Repeat the lines below exactly as they appear, but leave out the images.

══════════

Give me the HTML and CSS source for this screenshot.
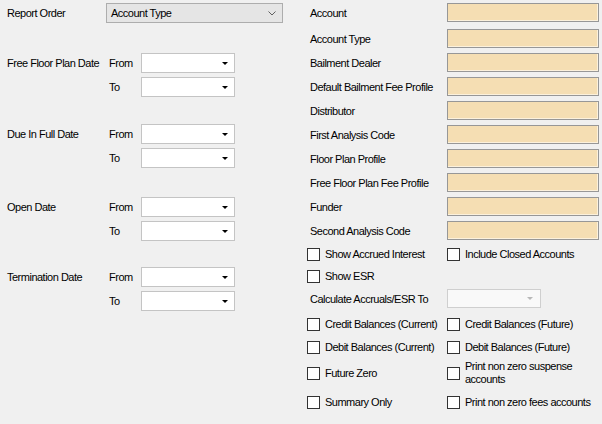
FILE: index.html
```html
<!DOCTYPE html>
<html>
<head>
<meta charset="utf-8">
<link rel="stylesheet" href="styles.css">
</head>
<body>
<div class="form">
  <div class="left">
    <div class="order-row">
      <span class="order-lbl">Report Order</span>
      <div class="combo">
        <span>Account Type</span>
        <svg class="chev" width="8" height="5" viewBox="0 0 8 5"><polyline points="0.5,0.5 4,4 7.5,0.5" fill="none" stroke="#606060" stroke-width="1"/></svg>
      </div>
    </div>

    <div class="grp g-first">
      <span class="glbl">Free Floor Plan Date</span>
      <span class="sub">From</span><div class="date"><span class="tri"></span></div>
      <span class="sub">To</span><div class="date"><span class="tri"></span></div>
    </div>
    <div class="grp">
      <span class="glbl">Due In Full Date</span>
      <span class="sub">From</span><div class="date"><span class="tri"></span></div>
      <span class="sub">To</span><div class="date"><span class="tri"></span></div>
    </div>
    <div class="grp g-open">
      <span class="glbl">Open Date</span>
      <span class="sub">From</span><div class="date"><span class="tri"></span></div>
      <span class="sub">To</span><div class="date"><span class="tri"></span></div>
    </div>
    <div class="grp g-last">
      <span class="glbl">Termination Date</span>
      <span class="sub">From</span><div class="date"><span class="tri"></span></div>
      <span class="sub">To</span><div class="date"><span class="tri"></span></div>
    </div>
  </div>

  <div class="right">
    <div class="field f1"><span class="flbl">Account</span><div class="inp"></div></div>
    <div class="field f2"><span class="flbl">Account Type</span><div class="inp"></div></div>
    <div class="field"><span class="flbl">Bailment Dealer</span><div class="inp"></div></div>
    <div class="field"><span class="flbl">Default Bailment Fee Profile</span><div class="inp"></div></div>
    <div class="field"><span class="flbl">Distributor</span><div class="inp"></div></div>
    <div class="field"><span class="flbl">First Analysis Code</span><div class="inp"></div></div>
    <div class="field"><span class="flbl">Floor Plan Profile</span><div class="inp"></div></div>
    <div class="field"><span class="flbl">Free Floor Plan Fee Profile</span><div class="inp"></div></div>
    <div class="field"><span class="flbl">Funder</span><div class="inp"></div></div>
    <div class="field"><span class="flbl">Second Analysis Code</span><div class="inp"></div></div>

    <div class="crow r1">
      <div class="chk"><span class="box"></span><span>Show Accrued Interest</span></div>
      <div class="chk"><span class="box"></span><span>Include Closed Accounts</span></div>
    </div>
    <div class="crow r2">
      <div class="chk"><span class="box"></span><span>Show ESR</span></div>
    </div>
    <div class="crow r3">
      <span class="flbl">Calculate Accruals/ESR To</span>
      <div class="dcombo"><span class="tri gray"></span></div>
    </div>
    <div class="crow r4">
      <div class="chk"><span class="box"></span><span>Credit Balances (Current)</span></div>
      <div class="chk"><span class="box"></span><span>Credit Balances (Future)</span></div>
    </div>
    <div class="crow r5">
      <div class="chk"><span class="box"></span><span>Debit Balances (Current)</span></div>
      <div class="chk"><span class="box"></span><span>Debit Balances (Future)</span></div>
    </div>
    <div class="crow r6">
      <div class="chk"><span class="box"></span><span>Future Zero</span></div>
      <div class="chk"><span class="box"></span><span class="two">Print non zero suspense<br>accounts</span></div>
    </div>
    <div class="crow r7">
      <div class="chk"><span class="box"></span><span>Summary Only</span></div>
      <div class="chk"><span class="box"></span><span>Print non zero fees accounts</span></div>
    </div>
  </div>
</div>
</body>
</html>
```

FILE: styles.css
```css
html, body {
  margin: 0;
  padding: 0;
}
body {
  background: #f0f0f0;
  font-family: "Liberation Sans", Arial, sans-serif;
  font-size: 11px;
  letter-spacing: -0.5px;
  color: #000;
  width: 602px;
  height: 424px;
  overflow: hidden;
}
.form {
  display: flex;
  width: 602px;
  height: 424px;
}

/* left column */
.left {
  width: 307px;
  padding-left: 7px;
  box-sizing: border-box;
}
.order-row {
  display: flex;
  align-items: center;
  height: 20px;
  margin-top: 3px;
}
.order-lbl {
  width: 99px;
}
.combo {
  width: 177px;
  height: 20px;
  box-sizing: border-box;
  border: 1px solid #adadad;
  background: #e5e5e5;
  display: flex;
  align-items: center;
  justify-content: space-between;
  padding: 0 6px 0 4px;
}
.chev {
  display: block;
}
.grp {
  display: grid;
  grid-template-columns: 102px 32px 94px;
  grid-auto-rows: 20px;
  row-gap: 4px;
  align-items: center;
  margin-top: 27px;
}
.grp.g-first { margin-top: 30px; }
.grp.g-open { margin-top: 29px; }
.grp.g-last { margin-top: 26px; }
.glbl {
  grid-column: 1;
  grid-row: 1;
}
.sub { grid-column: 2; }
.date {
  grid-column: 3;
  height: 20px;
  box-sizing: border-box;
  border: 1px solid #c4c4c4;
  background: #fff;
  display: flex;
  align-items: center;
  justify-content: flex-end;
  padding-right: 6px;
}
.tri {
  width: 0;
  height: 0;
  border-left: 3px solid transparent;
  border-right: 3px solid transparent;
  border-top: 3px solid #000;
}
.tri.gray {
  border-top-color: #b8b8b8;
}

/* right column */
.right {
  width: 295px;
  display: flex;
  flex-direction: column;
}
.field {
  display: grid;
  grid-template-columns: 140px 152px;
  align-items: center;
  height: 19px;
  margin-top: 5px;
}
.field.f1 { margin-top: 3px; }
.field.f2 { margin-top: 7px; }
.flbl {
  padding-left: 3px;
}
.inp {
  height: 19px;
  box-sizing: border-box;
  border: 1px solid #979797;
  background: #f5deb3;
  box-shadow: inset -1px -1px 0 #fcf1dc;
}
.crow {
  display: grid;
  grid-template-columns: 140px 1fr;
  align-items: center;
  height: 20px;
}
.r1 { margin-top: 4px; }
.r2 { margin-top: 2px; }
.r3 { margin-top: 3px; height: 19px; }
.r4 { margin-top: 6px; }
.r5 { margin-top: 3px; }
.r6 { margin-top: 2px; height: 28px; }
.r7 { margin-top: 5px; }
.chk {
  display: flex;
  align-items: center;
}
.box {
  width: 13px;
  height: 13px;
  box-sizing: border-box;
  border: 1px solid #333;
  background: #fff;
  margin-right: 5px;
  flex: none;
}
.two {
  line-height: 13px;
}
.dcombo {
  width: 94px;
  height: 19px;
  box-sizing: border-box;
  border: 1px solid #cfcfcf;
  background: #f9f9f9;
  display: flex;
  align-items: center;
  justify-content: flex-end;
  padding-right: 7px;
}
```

══════════

* **WORKED SOLUTION**
Give me the HTML and CSS source for this screenshot.
FILE: index.html
```html
<!DOCTYPE html>
<html>
<head>
<meta charset="utf-8">
<link rel="stylesheet" href="styles.css">
</head>
<body>
<div class="form">
  <div class="left">
    <div class="order-row">
      <span class="order-lbl">Report Order</span>
      <div class="combo">
        <span>Account Type</span>
        <svg class="chev" width="8" height="5" viewBox="0 0 8 5"><polyline points="0.5,0.5 4,4 7.5,0.5" fill="none" stroke="#606060" stroke-width="1"/></svg>
      </div>
    </div>

    <div class="grp g-first">
      <span class="glbl">Free Floor Plan Date</span>
      <span class="sub">From</span><div class="date"><span class="tri"></span></div>
      <span class="sub">To</span><div class="date"><span class="tri"></span></div>
    </div>
    <div class="grp">
      <span class="glbl">Due In Full Date</span>
      <span class="sub">From</span><div class="date"><span class="tri"></span></div>
      <span class="sub">To</span><div class="date"><span class="tri"></span></div>
    </div>
    <div class="grp g-open">
      <span class="glbl">Open Date</span>
      <span class="sub">From</span><div class="date"><span class="tri"></span></div>
      <span class="sub">To</span><div class="date"><span class="tri"></span></div>
    </div>
    <div class="grp g-last">
      <span class="glbl">Termination Date</span>
      <span class="sub">From</span><div class="date"><span class="tri"></span></div>
      <span class="sub">To</span><div class="date"><span class="tri"></span></div>
    </div>
  </div>

  <div class="right">
    <div class="field f1"><span class="flbl">Account</span><div class="inp"></div></div>
    <div class="field f2"><span class="flbl">Account Type</span><div class="inp"></div></div>
    <div class="field"><span class="flbl">Bailment Dealer</span><div class="inp"></div></div>
    <div class="field"><span class="flbl">Default Bailment Fee Profile</span><div class="inp"></div></div>
    <div class="field"><span class="flbl">Distributor</span><div class="inp"></div></div>
    <div class="field"><span class="flbl">First Analysis Code</span><div class="inp"></div></div>
    <div class="field"><span class="flbl">Floor Plan Profile</span><div class="inp"></div></div>
    <div class="field"><span class="flbl">Free Floor Plan Fee Profile</span><div class="inp"></div></div>
    <div class="field"><span class="flbl">Funder</span><div class="inp"></div></div>
    <div class="field"><span class="flbl">Second Analysis Code</span><div class="inp"></div></div>

    <div class="crow r1">
      <div class="chk"><span class="box"></span><span>Show Accrued Interest</span></div>
      <div class="chk"><span class="box"></span><span>Include Closed Accounts</span></div>
    </div>
    <div class="crow r2">
      <div class="chk"><span class="box"></span><span>Show ESR</span></div>
    </div>
    <div class="crow r3">
      <span class="flbl">Calculate Accruals/ESR To</span>
      <div class="dcombo"><span class="tri gray"></span></div>
    </div>
    <div class="crow r4">
      <div class="chk"><span class="box"></span><span>Credit Balances (Current)</span></div>
      <div class="chk"><span class="box"></span><span>Credit Balances (Future)</span></div>
    </div>
    <div class="crow r5">
      <div class="chk"><span class="box"></span><span>Debit Balances (Current)</span></div>
      <div class="chk"><span class="box"></span><span>Debit Balances (Future)</span></div>
    </div>
    <div class="crow r6">
      <div class="chk"><span class="box"></span><span>Future Zero</span></div>
      <div class="chk"><span class="box"></span><span class="two">Print non zero suspense<br>accounts</span></div>
    </div>
    <div class="crow r7">
      <div class="chk"><span class="box"></span><span>Summary Only</span></div>
      <div class="chk"><span class="box"></span><span>Print non zero fees accounts</span></div>
    </div>
  </div>
</div>
</body>
</html>
```

FILE: styles.css
```css
html, body {
  margin: 0;
  padding: 0;
}
body {
  background: #f0f0f0;
  font-family: "Liberation Sans", Arial, sans-serif;
  font-size: 11px;
  letter-spacing: -0.5px;
  color: #000;
  width: 602px;
  height: 424px;
  overflow: hidden;
}
.form {
  display: flex;
  width: 602px;
  height: 424px;
}

/* left column */
.left {
  width: 307px;
  padding-left: 7px;
  box-sizing: border-box;
}
.order-row {
  display: flex;
  align-items: center;
  height: 20px;
  margin-top: 3px;
}
.order-lbl {
  width: 99px;
}
.combo {
  width: 177px;
  height: 20px;
  box-sizing: border-box;
  border: 1px solid #adadad;
  background: #e5e5e5;
  display: flex;
  align-items: center;
  justify-content: space-between;
  padding: 0 6px 0 4px;
}
.chev {
  display: block;
}
.grp {
  display: grid;
  grid-template-columns: 102px 32px 94px;
  grid-auto-rows: 20px;
  row-gap: 4px;
  align-items: center;
  margin-top: 27px;
}
.grp.g-first { margin-top: 30px; }
.grp.g-open { margin-top: 29px; }
.grp.g-last { margin-top: 26px; }
.glbl {
  grid-column: 1;
  grid-row: 1;
}
.sub { grid-column: 2; }
.date {
  grid-column: 3;
  height: 20px;
  box-sizing: border-box;
  border: 1px solid #c4c4c4;
  background: #fff;
  display: flex;
  align-items: center;
  justify-content: flex-end;
  padding-right: 6px;
}
.tri {
  width: 0;
  height: 0;
  border-left: 3px solid transparent;
  border-right: 3px solid transparent;
  border-top: 3px solid #000;
}
.tri.gray {
  border-top-color: #b8b8b8;
}

/* right column */
.right {
  width: 295px;
  display: flex;
  flex-direction: column;
}
.field {
  display: grid;
  grid-template-columns: 140px 152px;
  align-items: center;
  height: 19px;
  margin-top: 5px;
}
.field.f1 { margin-top: 3px; }
.field.f2 { margin-top: 7px; }
.flbl {
  padding-left: 3px;
}
.inp {
  height: 19px;
  box-sizing: border-box;
  border: 1px solid #979797;
  background: #f5deb3;
  box-shadow: inset -1px -1px 0 #fcf1dc;
}
.crow {
  display: grid;
  grid-template-columns: 140px 1fr;
  align-items: center;
  height: 20px;
}
.r1 { margin-top: 4px; }
.r2 { margin-top: 2px; }
.r3 { margin-top: 3px; height: 19px; }
.r4 { margin-top: 6px; }
.r5 { margin-top: 3px; }
.r6 { margin-top: 2px; height: 28px; }
.r7 { margin-top: 5px; }
.chk {
  display: flex;
  align-items: center;
}
.box {
  width: 13px;
  height: 13px;
  box-sizing: border-box;
  border: 1px solid #333;
  background: #fff;
  margin-right: 5px;
  flex: none;
}
.two {
  line-height: 13px;
}
.dcombo {
  width: 94px;
  height: 19px;
  box-sizing: border-box;
  border: 1px solid #cfcfcf;
  background: #f9f9f9;
  display: flex;
  align-items: center;
  justify-content: flex-end;
  padding-right: 7px;
}
```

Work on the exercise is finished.